このようなメリットにより、加振作業などのコストアップ要因はあるものの、製造から打ち込みまでにかかる総費用を高流動コンクリート使用と比較して10〜20%程度削減することが可能です。

流動性からみた充てんコンクリートの特長
流動性からみた充てんコンクリートの特長

充てんコンクリートの流動性 充てんコンクリートの流動性

打設と加振のイメージ
打設と加振のイメージ

充てんコンクリートの打設と加振 充てんコンクリートの打設と加振

●IT技術を活用した施工管理システムの導入

沈埋函本体コンクリートの施工では、多数の部屋に分けられた鋼殻の中に充てんコンクリートを大量打設するため、各室に確実にコンクリートが充てんされるよう、打設を総合的に管理することが重要となります。そのためこれらの管理には、品質性状の安定化とともに、不測の事態などによりコンクリート供給が不安定になった場合の影響を極力抑えるために、生コン車の正確な運行管理が求められます。
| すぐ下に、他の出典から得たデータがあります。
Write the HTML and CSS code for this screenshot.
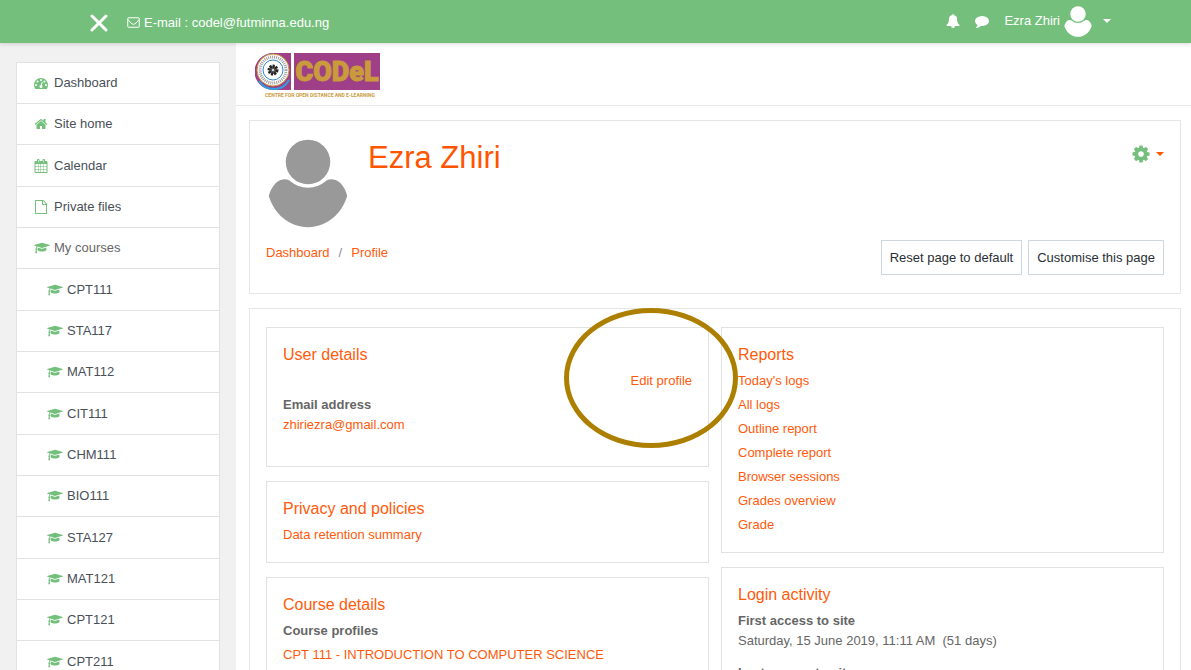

そこで、本工事では、運行管理面における情報伝達・共有のツールとして、通信ネットワークを利用した情報を関係者が常に共有できる、新しい打設管理システムを構築・運用することとしました。出荷工場・現場運行管理室・JV詰所には運行管理ネットワークを、また、打設を行う筒先にはPDA(携帯型PC)を利用した打設管理ネットワークを構築し、運行状況の把握及び各室の打設時間管理を行うことにより、可使時間内にコンクリートを確実に充てん出来るよう総合的な打込み管理を行いました。